PROVIDED RECORDS =>

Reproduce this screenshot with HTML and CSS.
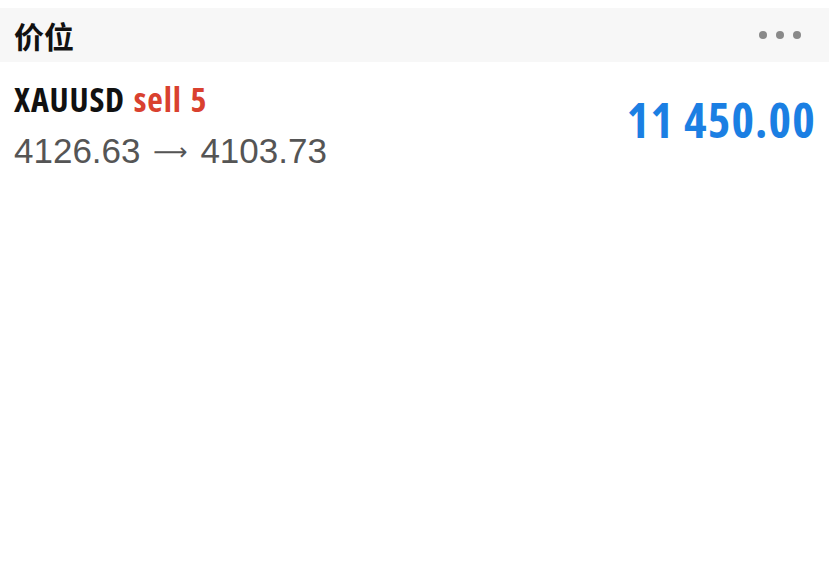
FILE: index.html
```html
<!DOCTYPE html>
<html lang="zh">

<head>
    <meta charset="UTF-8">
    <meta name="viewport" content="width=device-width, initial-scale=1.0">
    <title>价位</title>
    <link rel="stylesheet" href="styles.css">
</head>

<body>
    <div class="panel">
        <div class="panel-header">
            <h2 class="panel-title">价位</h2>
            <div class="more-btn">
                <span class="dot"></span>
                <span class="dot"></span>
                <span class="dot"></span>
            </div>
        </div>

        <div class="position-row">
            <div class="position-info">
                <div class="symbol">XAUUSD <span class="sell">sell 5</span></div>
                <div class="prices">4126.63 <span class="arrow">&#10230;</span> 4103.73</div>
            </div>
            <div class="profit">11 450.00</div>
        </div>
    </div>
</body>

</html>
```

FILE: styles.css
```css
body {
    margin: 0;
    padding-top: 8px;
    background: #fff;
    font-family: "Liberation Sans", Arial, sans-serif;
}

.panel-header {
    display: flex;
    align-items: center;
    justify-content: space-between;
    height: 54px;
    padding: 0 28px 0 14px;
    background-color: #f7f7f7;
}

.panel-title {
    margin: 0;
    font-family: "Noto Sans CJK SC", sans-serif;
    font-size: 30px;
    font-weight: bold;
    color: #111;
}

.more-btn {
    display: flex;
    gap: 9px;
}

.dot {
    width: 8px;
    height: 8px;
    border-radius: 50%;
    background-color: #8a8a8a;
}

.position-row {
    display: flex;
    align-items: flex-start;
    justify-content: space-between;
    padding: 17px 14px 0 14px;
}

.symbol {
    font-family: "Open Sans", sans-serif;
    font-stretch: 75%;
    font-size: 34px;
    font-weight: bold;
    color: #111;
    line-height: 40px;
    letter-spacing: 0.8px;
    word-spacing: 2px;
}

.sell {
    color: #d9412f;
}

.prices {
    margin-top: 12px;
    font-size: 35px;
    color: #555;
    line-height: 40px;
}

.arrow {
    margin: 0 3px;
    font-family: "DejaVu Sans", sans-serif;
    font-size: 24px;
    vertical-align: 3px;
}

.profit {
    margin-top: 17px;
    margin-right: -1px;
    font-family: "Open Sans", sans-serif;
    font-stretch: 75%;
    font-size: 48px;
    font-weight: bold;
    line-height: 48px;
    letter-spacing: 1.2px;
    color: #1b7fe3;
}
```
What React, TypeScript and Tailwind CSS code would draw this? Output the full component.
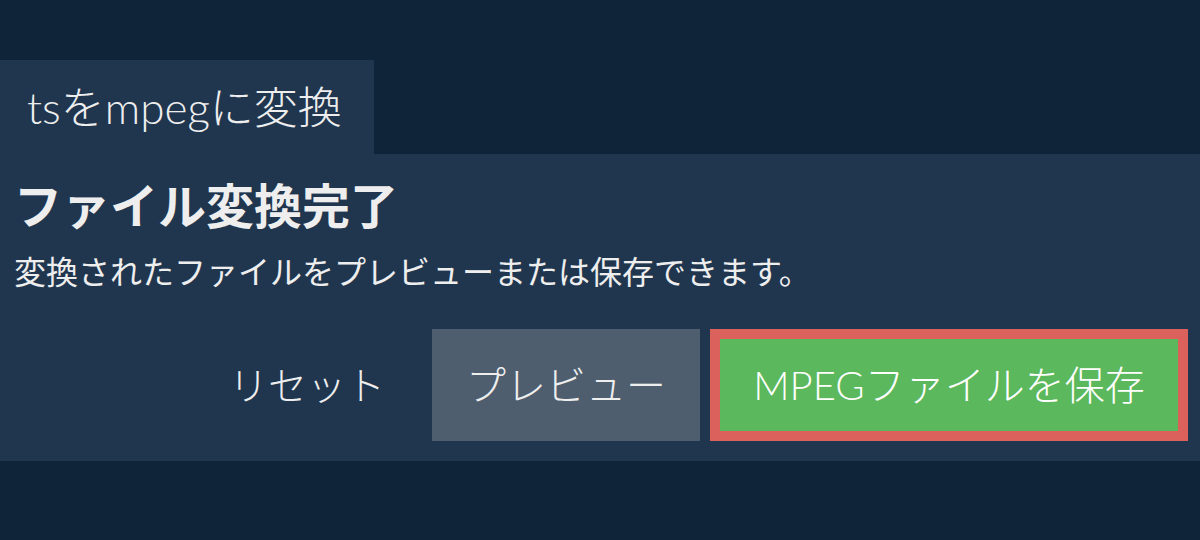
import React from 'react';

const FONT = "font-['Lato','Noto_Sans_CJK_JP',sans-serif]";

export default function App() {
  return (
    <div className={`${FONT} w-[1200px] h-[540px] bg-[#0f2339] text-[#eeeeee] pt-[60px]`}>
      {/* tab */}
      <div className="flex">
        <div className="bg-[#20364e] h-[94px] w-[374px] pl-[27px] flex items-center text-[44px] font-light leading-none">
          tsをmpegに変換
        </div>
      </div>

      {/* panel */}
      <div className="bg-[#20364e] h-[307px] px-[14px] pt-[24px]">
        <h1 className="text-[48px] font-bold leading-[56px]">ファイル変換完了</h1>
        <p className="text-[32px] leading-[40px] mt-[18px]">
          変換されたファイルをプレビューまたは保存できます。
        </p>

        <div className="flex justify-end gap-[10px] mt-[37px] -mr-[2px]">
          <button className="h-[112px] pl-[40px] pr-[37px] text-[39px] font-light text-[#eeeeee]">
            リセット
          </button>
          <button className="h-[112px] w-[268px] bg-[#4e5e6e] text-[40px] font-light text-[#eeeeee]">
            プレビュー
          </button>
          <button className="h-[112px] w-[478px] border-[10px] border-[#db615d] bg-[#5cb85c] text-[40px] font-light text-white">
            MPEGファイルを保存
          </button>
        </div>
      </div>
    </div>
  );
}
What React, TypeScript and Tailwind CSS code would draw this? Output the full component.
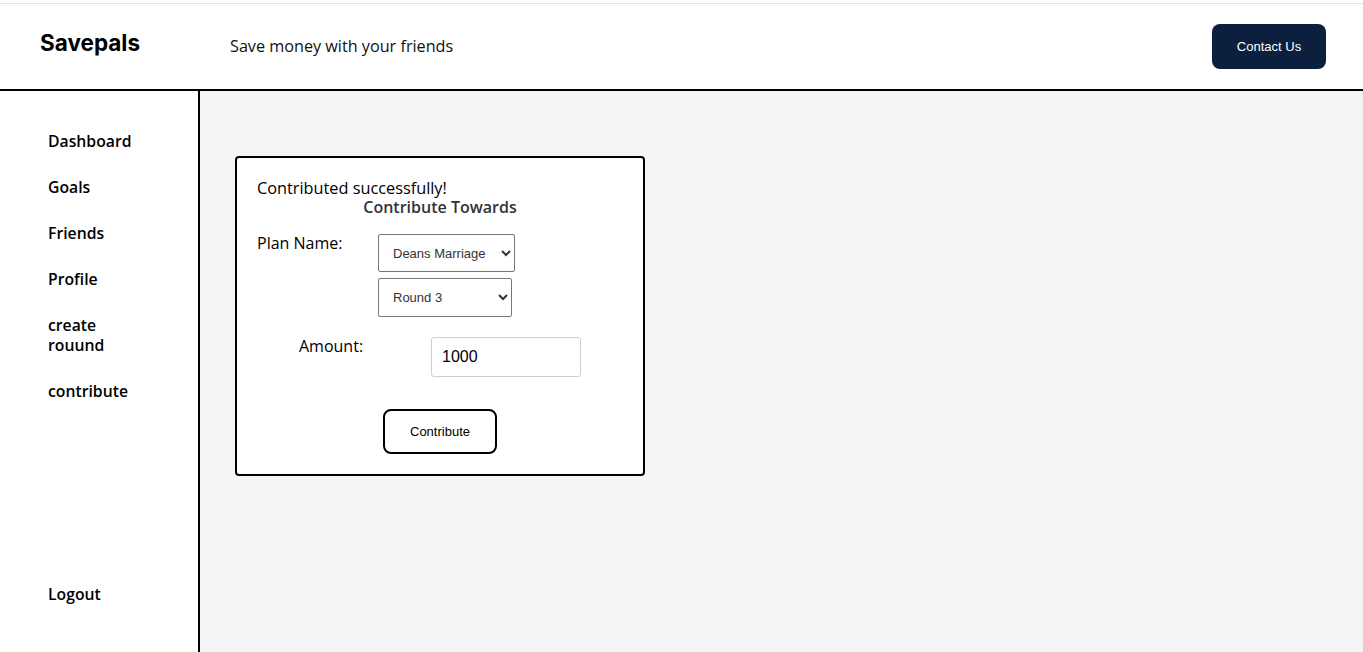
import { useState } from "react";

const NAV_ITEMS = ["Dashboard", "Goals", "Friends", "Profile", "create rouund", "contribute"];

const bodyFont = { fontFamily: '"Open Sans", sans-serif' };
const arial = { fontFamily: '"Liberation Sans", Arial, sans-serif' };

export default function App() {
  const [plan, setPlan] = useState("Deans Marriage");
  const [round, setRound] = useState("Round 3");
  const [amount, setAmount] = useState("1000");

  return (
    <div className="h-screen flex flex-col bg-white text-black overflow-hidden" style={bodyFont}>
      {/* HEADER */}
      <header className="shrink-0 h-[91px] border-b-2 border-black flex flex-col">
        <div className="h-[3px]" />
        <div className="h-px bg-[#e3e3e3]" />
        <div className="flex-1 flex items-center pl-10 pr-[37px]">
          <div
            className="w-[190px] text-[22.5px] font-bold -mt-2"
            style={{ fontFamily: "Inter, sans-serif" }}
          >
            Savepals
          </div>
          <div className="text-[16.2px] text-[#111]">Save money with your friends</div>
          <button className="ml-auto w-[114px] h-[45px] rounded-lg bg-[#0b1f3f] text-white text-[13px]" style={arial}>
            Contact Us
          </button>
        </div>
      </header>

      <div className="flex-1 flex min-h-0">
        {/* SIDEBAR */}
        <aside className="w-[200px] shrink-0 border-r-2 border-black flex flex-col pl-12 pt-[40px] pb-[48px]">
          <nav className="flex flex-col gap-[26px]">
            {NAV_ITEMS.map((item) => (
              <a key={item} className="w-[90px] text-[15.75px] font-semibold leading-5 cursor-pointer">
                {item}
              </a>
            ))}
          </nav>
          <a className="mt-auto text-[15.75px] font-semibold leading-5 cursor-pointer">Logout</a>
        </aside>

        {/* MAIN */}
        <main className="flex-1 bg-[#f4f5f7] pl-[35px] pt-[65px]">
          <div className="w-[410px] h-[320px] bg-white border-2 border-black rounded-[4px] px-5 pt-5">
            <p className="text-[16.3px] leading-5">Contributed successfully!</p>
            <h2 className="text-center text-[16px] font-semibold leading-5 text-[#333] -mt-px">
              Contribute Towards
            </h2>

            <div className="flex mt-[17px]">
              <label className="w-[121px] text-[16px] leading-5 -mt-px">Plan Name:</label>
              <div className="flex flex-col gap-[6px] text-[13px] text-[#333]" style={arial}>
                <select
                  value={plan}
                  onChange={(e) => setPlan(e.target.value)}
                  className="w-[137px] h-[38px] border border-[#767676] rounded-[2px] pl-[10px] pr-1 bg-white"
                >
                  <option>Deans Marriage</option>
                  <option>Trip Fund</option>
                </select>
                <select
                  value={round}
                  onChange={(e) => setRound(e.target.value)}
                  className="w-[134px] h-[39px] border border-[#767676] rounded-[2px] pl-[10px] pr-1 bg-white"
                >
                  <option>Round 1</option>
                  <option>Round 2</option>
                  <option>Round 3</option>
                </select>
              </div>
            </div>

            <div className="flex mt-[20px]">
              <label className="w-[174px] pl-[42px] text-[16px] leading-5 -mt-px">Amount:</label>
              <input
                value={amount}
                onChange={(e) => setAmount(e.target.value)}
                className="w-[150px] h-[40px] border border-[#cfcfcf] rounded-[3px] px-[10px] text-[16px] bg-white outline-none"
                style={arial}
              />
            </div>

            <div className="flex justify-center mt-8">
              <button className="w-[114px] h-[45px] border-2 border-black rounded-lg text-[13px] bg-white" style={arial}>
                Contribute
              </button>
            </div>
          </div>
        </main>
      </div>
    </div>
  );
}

WHAT IS ASKED =>
Print all of the entries word for word. Omit the pictures they contain.

FINISHED ANSWER =>
Reproduce this screenshot with HTML and CSS.
FILE: index.html
```html
<!DOCTYPE html>
<html lang="zh">

<head>
    <meta charset="UTF-8">
    <meta name="viewport" content="width=device-width, initial-scale=1.0">
    <title>价位</title>
    <link rel="stylesheet" href="styles.css">
</head>

<body>
    <div class="panel">
        <div class="panel-header">
            <h2 class="panel-title">价位</h2>
            <div class="more-btn">
                <span class="dot"></span>
                <span class="dot"></span>
                <span class="dot"></span>
            </div>
        </div>

        <div class="position-row">
            <div class="position-info">
                <div class="symbol">XAUUSD <span class="sell">sell 5</span></div>
                <div class="prices">4126.63 <span class="arrow">&#10230;</span> 4103.73</div>
            </div>
            <div class="profit">11 450.00</div>
        </div>
    </div>
</body>

</html>
```

FILE: styles.css
```css
body {
    margin: 0;
    padding-top: 8px;
    background: #fff;
    font-family: "Liberation Sans", Arial, sans-serif;
}

.panel-header {
    display: flex;
    align-items: center;
    justify-content: space-between;
    height: 54px;
    padding: 0 28px 0 14px;
    background-color: #f7f7f7;
}

.panel-title {
    margin: 0;
    font-family: "Noto Sans CJK SC", sans-serif;
    font-size: 30px;
    font-weight: bold;
    color: #111;
}

.more-btn {
    display: flex;
    gap: 9px;
}

.dot {
    width: 8px;
    height: 8px;
    border-radius: 50%;
    background-color: #8a8a8a;
}

.position-row {
    display: flex;
    align-items: flex-start;
    justify-content: space-between;
    padding: 17px 14px 0 14px;
}

.symbol {
    font-family: "Open Sans", sans-serif;
    font-stretch: 75%;
    font-size: 34px;
    font-weight: bold;
    color: #111;
    line-height: 40px;
    letter-spacing: 0.8px;
    word-spacing: 2px;
}

.sell {
    color: #d9412f;
}

.prices {
    margin-top: 12px;
    font-size: 35px;
    color: #555;
    line-height: 40px;
}

.arrow {
    margin: 0 3px;
    font-family: "DejaVu Sans", sans-serif;
    font-size: 24px;
    vertical-align: 3px;
}

.profit {
    margin-top: 17px;
    margin-right: -1px;
    font-family: "Open Sans", sans-serif;
    font-stretch: 75%;
    font-size: 48px;
    font-weight: bold;
    line-height: 48px;
    letter-spacing: 1.2px;
    color: #1b7fe3;
}
```
What React, TypeScript and Tailwind CSS code would draw this? Output the full component.
import React from 'react';

const FONT = "font-['Lato','Noto_Sans_CJK_JP',sans-serif]";

export default function App() {
  return (
    <div className={`${FONT} w-[1200px] h-[540px] bg-[#0f2339] text-[#eeeeee] pt-[60px]`}>
      {/* tab */}
      <div className="flex">
        <div className="bg-[#20364e] h-[94px] w-[374px] pl-[27px] flex items-center text-[44px] font-light leading-none">
          tsをmpegに変換
        </div>
      </div>

      {/* panel */}
      <div className="bg-[#20364e] h-[307px] px-[14px] pt-[24px]">
        <h1 className="text-[48px] font-bold leading-[56px]">ファイル変換完了</h1>
        <p className="text-[32px] leading-[40px] mt-[18px]">
          変換されたファイルをプレビューまたは保存できます。
        </p>

        <div className="flex justify-end gap-[10px] mt-[37px] -mr-[2px]">
          <button className="h-[112px] pl-[40px] pr-[37px] text-[39px] font-light text-[#eeeeee]">
            リセット
          </button>
          <button className="h-[112px] w-[268px] bg-[#4e5e6e] text-[40px] font-light text-[#eeeeee]">
            プレビュー
          </button>
          <button className="h-[112px] w-[478px] border-[10px] border-[#db615d] bg-[#5cb85c] text-[40px] font-light text-white">
            MPEGファイルを保存
          </button>
        </div>
      </div>
    </div>
  );
}
What React, TypeScript and Tailwind CSS code would draw this? Output the full component.
import { useState } from "react";

const NAV_ITEMS = ["Dashboard", "Goals", "Friends", "Profile", "create rouund", "contribute"];

const bodyFont = { fontFamily: '"Open Sans", sans-serif' };
const arial = { fontFamily: '"Liberation Sans", Arial, sans-serif' };

export default function App() {
  const [plan, setPlan] = useState("Deans Marriage");
  const [round, setRound] = useState("Round 3");
  const [amount, setAmount] = useState("1000");

  return (
    <div className="h-screen flex flex-col bg-white text-black overflow-hidden" style={bodyFont}>
      {/* HEADER */}
      <header className="shrink-0 h-[91px] border-b-2 border-black flex flex-col">
        <div className="h-[3px]" />
        <div className="h-px bg-[#e3e3e3]" />
        <div className="flex-1 flex items-center pl-10 pr-[37px]">
          <div
            className="w-[190px] text-[22.5px] font-bold -mt-2"
            style={{ fontFamily: "Inter, sans-serif" }}
          >
            Savepals
          </div>
          <div className="text-[16.2px] text-[#111]">Save money with your friends</div>
          <button className="ml-auto w-[114px] h-[45px] rounded-lg bg-[#0b1f3f] text-white text-[13px]" style={arial}>
            Contact Us
          </button>
        </div>
      </header>

      <div className="flex-1 flex min-h-0">
        {/* SIDEBAR */}
        <aside className="w-[200px] shrink-0 border-r-2 border-black flex flex-col pl-12 pt-[40px] pb-[48px]">
          <nav className="flex flex-col gap-[26px]">
            {NAV_ITEMS.map((item) => (
              <a key={item} className="w-[90px] text-[15.75px] font-semibold leading-5 cursor-pointer">
                {item}
              </a>
            ))}
          </nav>
          <a className="mt-auto text-[15.75px] font-semibold leading-5 cursor-pointer">Logout</a>
        </aside>

        {/* MAIN */}
        <main className="flex-1 bg-[#f4f5f7] pl-[35px] pt-[65px]">
          <div className="w-[410px] h-[320px] bg-white border-2 border-black rounded-[4px] px-5 pt-5">
            <p className="text-[16.3px] leading-5">Contributed successfully!</p>
            <h2 className="text-center text-[16px] font-semibold leading-5 text-[#333] -mt-px">
              Contribute Towards
            </h2>

            <div className="flex mt-[17px]">
              <label className="w-[121px] text-[16px] leading-5 -mt-px">Plan Name:</label>
              <div className="flex flex-col gap-[6px] text-[13px] text-[#333]" style={arial}>
                <select
                  value={plan}
                  onChange={(e) => setPlan(e.target.value)}
                  className="w-[137px] h-[38px] border border-[#767676] rounded-[2px] pl-[10px] pr-1 bg-white"
                >
                  <option>Deans Marriage</option>
                  <option>Trip Fund</option>
                </select>
                <select
                  value={round}
                  onChange={(e) => setRound(e.target.value)}
                  className="w-[134px] h-[39px] border border-[#767676] rounded-[2px] pl-[10px] pr-1 bg-white"
                >
                  <option>Round 1</option>
                  <option>Round 2</option>
                  <option>Round 3</option>
                </select>
              </div>
            </div>

            <div className="flex mt-[20px]">
              <label className="w-[174px] pl-[42px] text-[16px] leading-5 -mt-px">Amount:</label>
              <input
                value={amount}
                onChange={(e) => setAmount(e.target.value)}
                className="w-[150px] h-[40px] border border-[#cfcfcf] rounded-[3px] px-[10px] text-[16px] bg-white outline-none"
                style={arial}
              />
            </div>

            <div className="flex justify-center mt-8">
              <button className="w-[114px] h-[45px] border-2 border-black rounded-lg text-[13px] bg-white" style={arial}>
                Contribute
              </button>
            </div>
          </div>
        </main>
      </div>
    </div>
  );
}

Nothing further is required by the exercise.